The mainstream author is Kate Atkinson. Yes, she's a literary author too, and I love her debut novel Behind the Scenes at the Museum and others, but I particularly relish her series featuring Jackson Brodie, starting with Case Histories. Set in various cities and in between, these books are full of wit both in the sense of humour and the sense of quick intelligence. The plots are intricately woven, festooned with tricks and surprises and things that turn round on themselves and meet you coming back, and instead of feeling stupid you simply laugh with delight at what it's done to you and your expectations (all right, so you might occasionally kick yourself. But Reggie is a man's name!). Though she doesn't give, to me at least, a strong sense of physical appearances (when the BBC serialised Case Histories I had none of my usual 'But that doesn't look like ...!'), her characters are immensely powerful and memorable. And her titles are great - Started Early, Took my Dog (and the dog is brilliant, too).

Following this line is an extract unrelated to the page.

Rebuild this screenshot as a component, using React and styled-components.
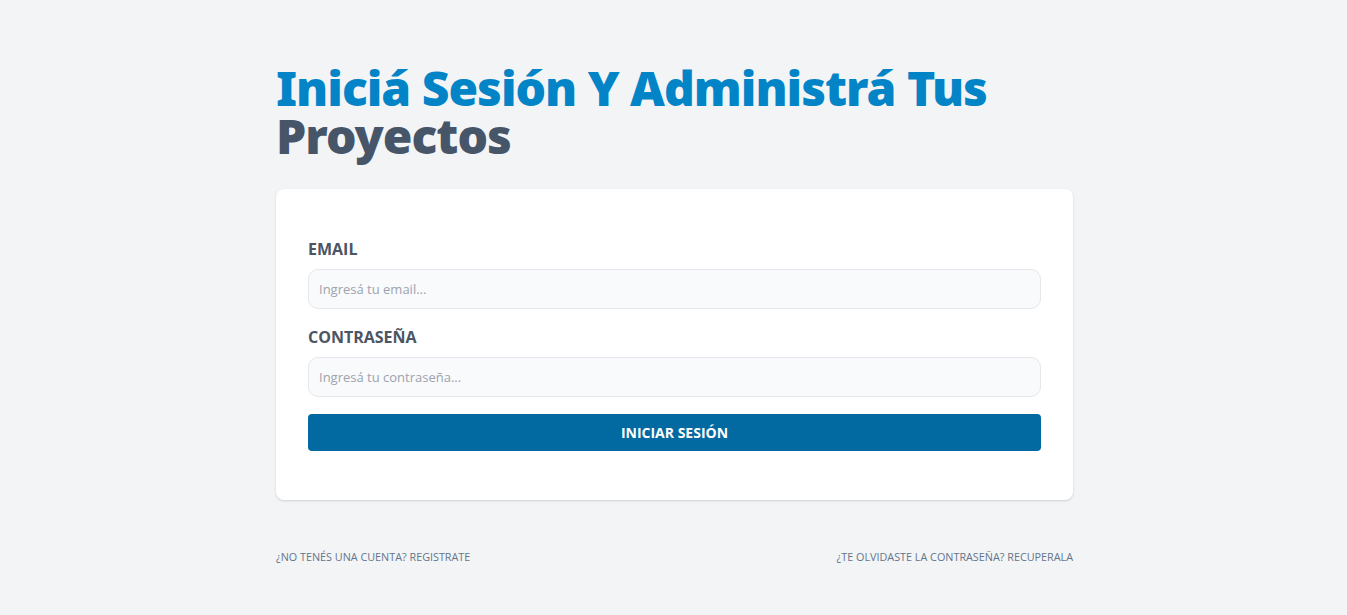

The indie author I've chosen is my current favourite, Cecilia Peartree. Cecilia (apparently a pen name) sets her cosy crime novels in a fictional village on the coast of Fife, in Scotland, which she populates with all kinds of difficult people who are just a stage worse, and funnier, than when you meet them in real life. The heroine is the dashing Amaryllis Peebles, retired from her career as a secret agent, who has palled up with Christopher, a dull archivist whose life was very quiet (apart from the challenges of his family) until Amaryllis chose to join his worthy but inactive local improvement group. Along with a small gang of pensioners, they tackle crime in their community with stoicism and vim. The characters develop from book to book, and the plots frequently make me laugh out loud. They're also pretty clearly labelled so you know which one to read first!
Hm, now I look at these I wonder if what I'm really interested in is humour, not crime!
Now, the giveaway is for three signed paperback copies (tricky to sign e-books) of Death of an Officer's Lady, and I'm doing it via Goodreads giveaways. It's open to some surprising countries apart from the usual ones, so if you're interested take a look and see if you qualify - it's very annoying when you just happen to live in the wrong country, isn't it?
Linky code below:
Monday 6 July 2015
‘I’m not mad, for a start, and I’m about as far from violent as you can get.’
When Toby's mother, Tibet activist Susan Hepplewhite, dies, he is determined to honour her memory. He finds her diaries and decides to have them translated into English. But his mother had a secret, and she was not the only one: Toby's decision will lead to obsession and murder.
Out now on Amazon, Kobo and Smashwords (or at least in the next hour or so!). Shortly to follow as print-on-demand.
Oh, and all the Murray of Letho books are now re-available (if there is such a word) on Kobo and Smashwords as well as Kindle.
Wednesday 1 July 2015
It is rapidly becoming apparent that those charming voles on Allotment Major are making themselves far too much at home. Last year I met one, a delightful creature (though as the co-owner of degus my first instinct was to think 'Oh, no, it's got out!' and had to restrain myself from making a grab for it). Then I was clearing a neglected corner of the plot, where other people's litter snags in the wind, and found a cut off plastic cola bottle full of grass. I tipped out the grass for the compost and tossed the bottle to the rubbish pile, only to realise the grass was squeaking. In it was a vole nest, full of somewhat distressed and rather bald baby voles, making a tremendous noise for their size. I covered them and backed off rapidly, to allow the mother thus being summoned to come and deal with the situation. Later in the year I found they had worked their way along a line of sown sunflower seeds, neatly removed each seed from its husk, and left the husks. Well, I can live with that: the sunflowers were only intended to be ornamental. But now the blighters have taken my tatties! Of a whole bed of potatoes sown as is my wont with broad beans, there is one potato plant nervously breaking the surface, and even the beans are depleted. I wouldn't have minded so much but the self-seeded potatoes in the adjacent bed, interfering with my squashes, are untouched!
Scorching today on the plot, though now the rain has broken through a little. I'm trying to get my head round starting the next Murray of Letho book, Out of a Dark Reflection, and have indeed scribbled down the first hundred words or so, but it's set in late October - it's far too hot to think myself into late October!